How well did they do?
“Of all the professionals in the financial services industry, investment consultants are the only ones not measured,” says Keith Faulkner, managing director of Pensions Adviser Review, an adviser on advisers to pension funds. “But consultants will tell you how well fund managers have done to the third decimal point.”
Blacket’s claims centred on two issues: the extent to which past performance influenced fund manager selection and consultants’ ability to predict outperforming managers.
Blacket claimed consultants’ advice was often driven by past performance - despite their claims to see beyond historical data. Specifically, it found that 56% of Watson Wyatt and Hyman Robertson recommendations had top-quartile form over a five-year pre-selection period, compared with 38% for Hewitt and 32% for Mercer.
Both Hyman’s and Watson Wyatt declined to be interviewed by IPE.
According to Blacket’s research, after three years no consultants proved more effective than random selection at selecting the best fund managers. Watson Wyatt, the strongest median consultant in terms of avoiding the worst and identified the best, produced a short-list with both the worst and the best performance.
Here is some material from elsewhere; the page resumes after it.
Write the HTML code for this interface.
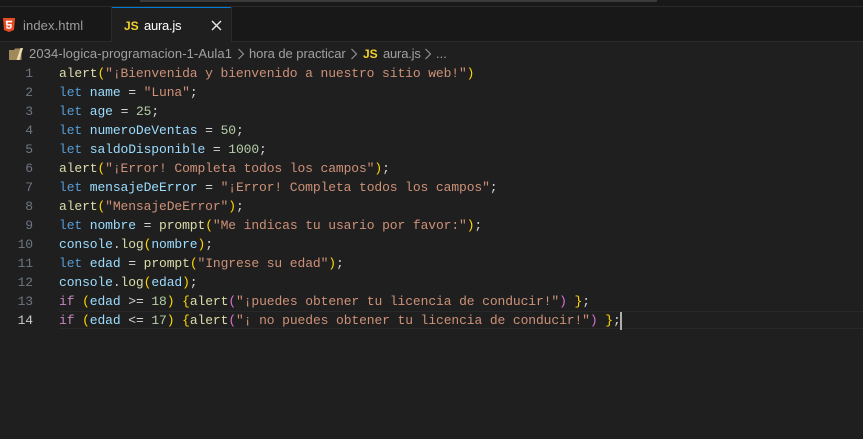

Blacket has arguably already affected the way pension funds evaluate investment consultants’ advice on fund managers - or at least caught on to an emerging trend. Its fund manager selection survey report 2006 favourably compared manager selection decisions taken by investment committees with those selected by trustees.
Donny Hay, director of UK institutional investment at Edinburgh manager Martin Currie, sees more CalPERS-style investment committees making the decisions in what he calls the “do-it-yourself model”.